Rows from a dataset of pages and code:
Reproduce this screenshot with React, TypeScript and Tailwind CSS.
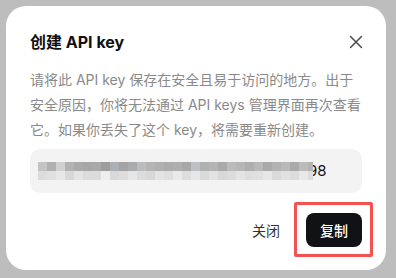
import React from "react";

const topRow = [
  "#c4c4c4", "#b0b0b0", "#cfd0cf", "#b2b2b2", "#aaaaaa", "#a7a7a7", "#a9a9a9", "#9e9e9e",
  "#aab0b4", "#a4a4a4", "#a9abac", "#bdbdbd", "#b5b5b5", "#b0b0b0", "#acacac", "#aeaeae",
  "#a8a8a8", "#bcc0c2", "#b0b0b0", "#b4b4b4", "#a9a9a9", "#bbbbbb", "#b6b6b6", "#aeaeae",
  "#b8b8b8", "#a9a9a9", "#b2b2b2", "#b7b9bb", "#aaaaaa", "#bcbcbc", "#b4b4b4",
];
const bottomRow = [
  "#dcdcdc", "#e0e0e0", "#e8e8e8", "#d8d8d8", "#e2e4e6", "#dcdcdc", "#dcdcdc", "#eeeeee",
  "#d9d9d9", "#dddddd", "#e6e6e6", "#dadcdd", "#d8d8d8", "#e4e4e4", "#dfdfdf", "#e8e9e9",
  "#dddddd", "#e6e6e6", "#dadada", "#e2e2e2", "#d8d8d8", "#dcdcdc", "#e4e4e4", "#dedede",
  "#e0e0e0", "#e6e6e6", "#dadada", "#e1e1e1", "#dcdcdc", "#e8e8e8", "#dddddd",
];

function Mosaic() {
  return (
    <div className="relative z-10 flex w-[275px] flex-col overflow-hidden">
      <div className="flex h-[9px]">
        {topRow.map((c, i) => (
          <div key={i} className="h-[9px] w-[9px] shrink-0" style={{ backgroundColor: c }} />
        ))}
      </div>
      <div className="flex h-[9px]">
        {bottomRow.map((c, i) => (
          <div key={i} className="h-[9px] w-[9px] shrink-0" style={{ backgroundColor: c }} />
        ))}
      </div>
    </div>
  );
}

export default function App() {
  return (
    <div
      className="h-[278px] w-[396px] overflow-hidden bg-[#bdbdbd] pl-[6px] pt-[6px]"
      style={{ fontFamily: 'Inter, "Noto Sans CJK SC", "Noto Sans", sans-serif' }}
    >
      <div className="flex h-[264px] w-[380px] flex-col rounded-[20px] bg-white px-[24px] pt-[24px]">
        <div className="flex h-[24px] items-center justify-between">
          <h2 className="text-[16px] font-bold leading-[24px] text-[#111111]">创建 API key</h2>
          <svg width="14" height="14" viewBox="0 0 14 14" className="mr-[-1px]">
            <path d="M1.5 1.5 L12.5 12.5 M12.5 1.5 L1.5 12.5" stroke="#4a4a4a" strokeWidth="1.5" strokeLinecap="round" />
          </svg>
        </div>
        <p className="mt-[13px] text-[14px] leading-[25px] text-[#8a8a8a]">
          请将此 API key 保存在安全且易于访问的地方。出于安全原因，你将无法通过 API keys 管理界面再次查看它。如果你丢失了这个 key，将需要重新创建。
        </p>
        <div className="mt-[7px] flex h-[44px] items-center rounded-[10px] bg-[#f3f3f3] pl-[8px]">
          <Mosaic />
          <span className="-ml-[5px] text-[15px] text-[#111111]">98</span>
        </div>
        <div className="mt-[20px] flex items-center justify-end">
          <button className="mr-[26px] text-[14px] text-[#333333]">关闭</button>
          <div className="relative">
            <button className="flex h-[34px] w-[56px] items-center justify-center rounded-[8px] bg-[#111216] text-[14px] font-medium text-white">
              复制
            </button>
            <span className="pointer-events-none absolute -bottom-[10px] -left-[12px] -right-[11px] -top-[11px] rounded-[2px] border-[3px] border-[#f45252]" />
          </div>
        </div>
      </div>
    </div>
  );
}
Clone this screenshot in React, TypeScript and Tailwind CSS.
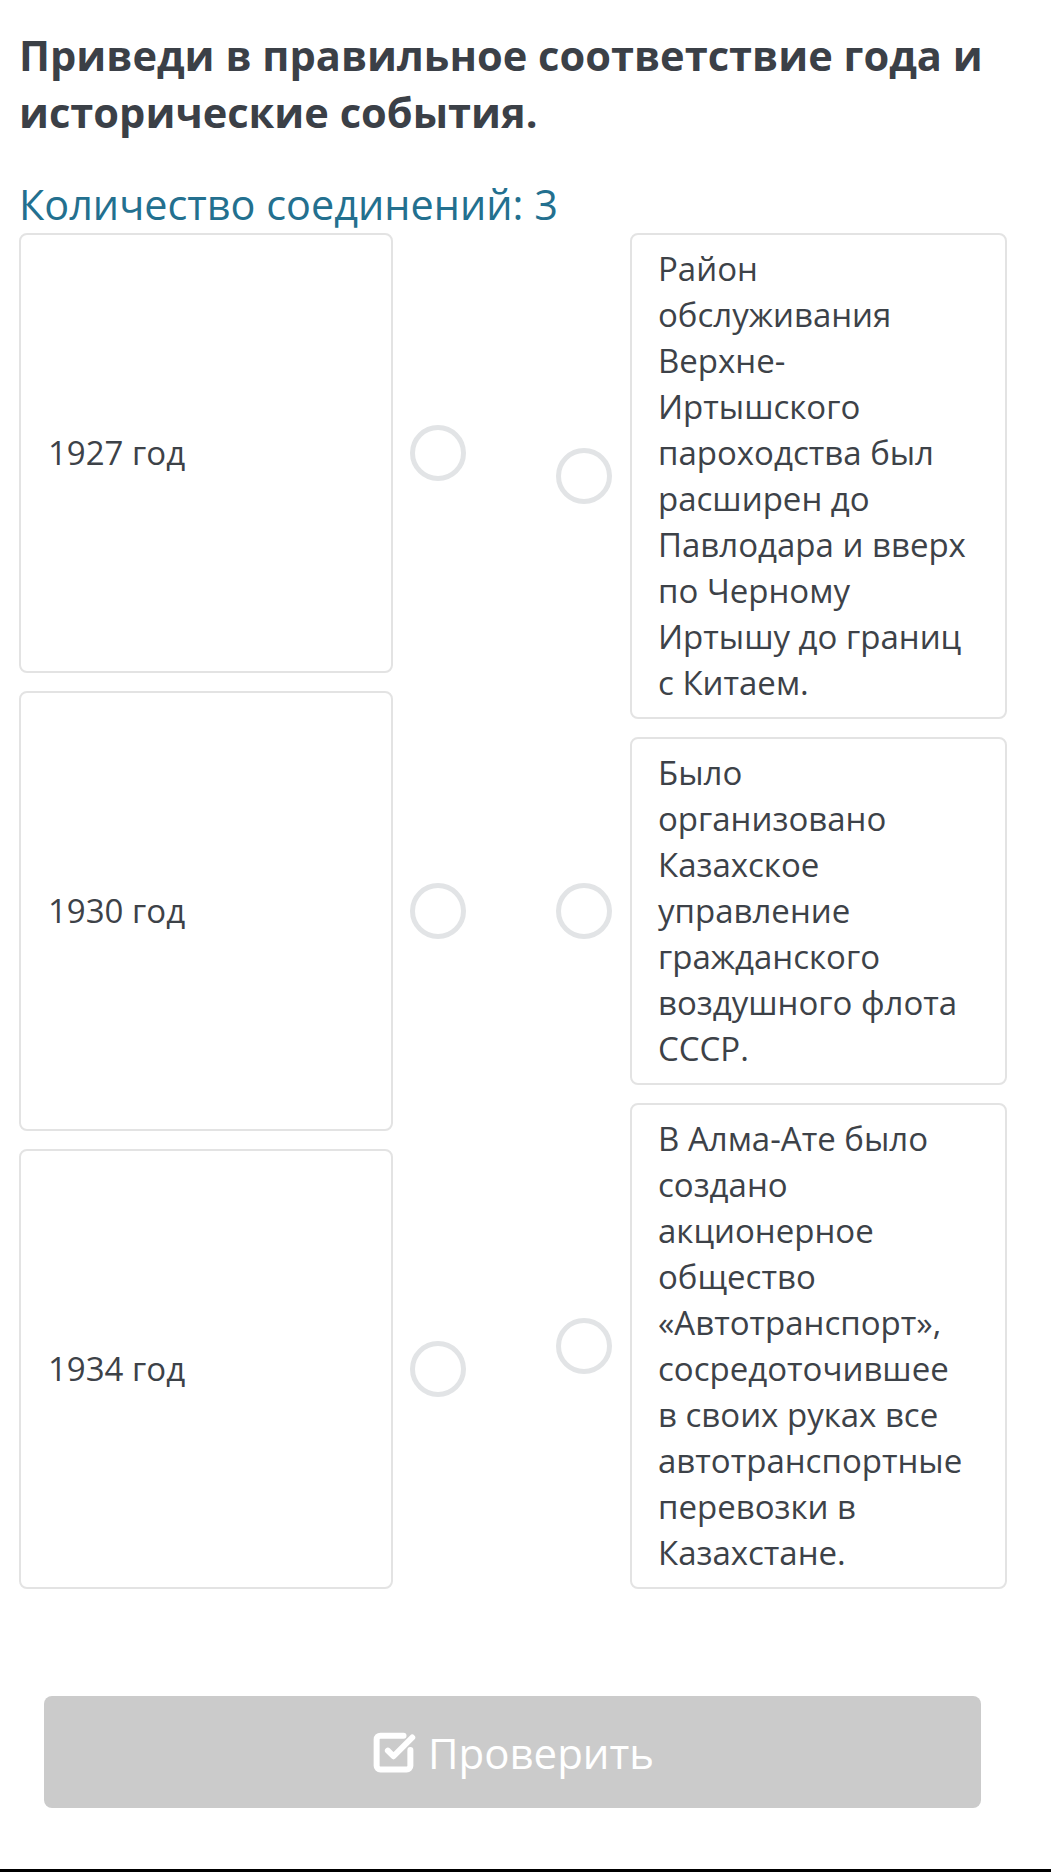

### Required work
Do not include the images; transcribe the rest of the listing exactly.

### Task answer
Reproduce this screenshot with React, TypeScript and Tailwind CSS.
import React from "react";

const topRow = [
  "#c4c4c4", "#b0b0b0", "#cfd0cf", "#b2b2b2", "#aaaaaa", "#a7a7a7", "#a9a9a9", "#9e9e9e",
  "#aab0b4", "#a4a4a4", "#a9abac", "#bdbdbd", "#b5b5b5", "#b0b0b0", "#acacac", "#aeaeae",
  "#a8a8a8", "#bcc0c2", "#b0b0b0", "#b4b4b4", "#a9a9a9", "#bbbbbb", "#b6b6b6", "#aeaeae",
  "#b8b8b8", "#a9a9a9", "#b2b2b2", "#b7b9bb", "#aaaaaa", "#bcbcbc", "#b4b4b4",
];
const bottomRow = [
  "#dcdcdc", "#e0e0e0", "#e8e8e8", "#d8d8d8", "#e2e4e6", "#dcdcdc", "#dcdcdc", "#eeeeee",
  "#d9d9d9", "#dddddd", "#e6e6e6", "#dadcdd", "#d8d8d8", "#e4e4e4", "#dfdfdf", "#e8e9e9",
  "#dddddd", "#e6e6e6", "#dadada", "#e2e2e2", "#d8d8d8", "#dcdcdc", "#e4e4e4", "#dedede",
  "#e0e0e0", "#e6e6e6", "#dadada", "#e1e1e1", "#dcdcdc", "#e8e8e8", "#dddddd",
];

function Mosaic() {
  return (
    <div className="relative z-10 flex w-[275px] flex-col overflow-hidden">
      <div className="flex h-[9px]">
        {topRow.map((c, i) => (
          <div key={i} className="h-[9px] w-[9px] shrink-0" style={{ backgroundColor: c }} />
        ))}
      </div>
      <div className="flex h-[9px]">
        {bottomRow.map((c, i) => (
          <div key={i} className="h-[9px] w-[9px] shrink-0" style={{ backgroundColor: c }} />
        ))}
      </div>
    </div>
  );
}

export default function App() {
  return (
    <div
      className="h-[278px] w-[396px] overflow-hidden bg-[#bdbdbd] pl-[6px] pt-[6px]"
      style={{ fontFamily: 'Inter, "Noto Sans CJK SC", "Noto Sans", sans-serif' }}
    >
      <div className="flex h-[264px] w-[380px] flex-col rounded-[20px] bg-white px-[24px] pt-[24px]">
        <div className="flex h-[24px] items-center justify-between">
          <h2 className="text-[16px] font-bold leading-[24px] text-[#111111]">创建 API key</h2>
          <svg width="14" height="14" viewBox="0 0 14 14" className="mr-[-1px]">
            <path d="M1.5 1.5 L12.5 12.5 M12.5 1.5 L1.5 12.5" stroke="#4a4a4a" strokeWidth="1.5" strokeLinecap="round" />
          </svg>
        </div>
        <p className="mt-[13px] text-[14px] leading-[25px] text-[#8a8a8a]">
          请将此 API key 保存在安全且易于访问的地方。出于安全原因，你将无法通过 API keys 管理界面再次查看它。如果你丢失了这个 key，将需要重新创建。
        </p>
        <div className="mt-[7px] flex h-[44px] items-center rounded-[10px] bg-[#f3f3f3] pl-[8px]">
          <Mosaic />
          <span className="-ml-[5px] text-[15px] text-[#111111]">98</span>
        </div>
        <div className="mt-[20px] flex items-center justify-end">
          <button className="mr-[26px] text-[14px] text-[#333333]">关闭</button>
          <div className="relative">
            <button className="flex h-[34px] w-[56px] items-center justify-center rounded-[8px] bg-[#111216] text-[14px] font-medium text-white">
              复制
            </button>
            <span className="pointer-events-none absolute -bottom-[10px] -left-[12px] -right-[11px] -top-[11px] rounded-[2px] border-[3px] border-[#f45252]" />
          </div>
        </div>
      </div>
    </div>
  );
}
Clone this screenshot in React, TypeScript and Tailwind CSS.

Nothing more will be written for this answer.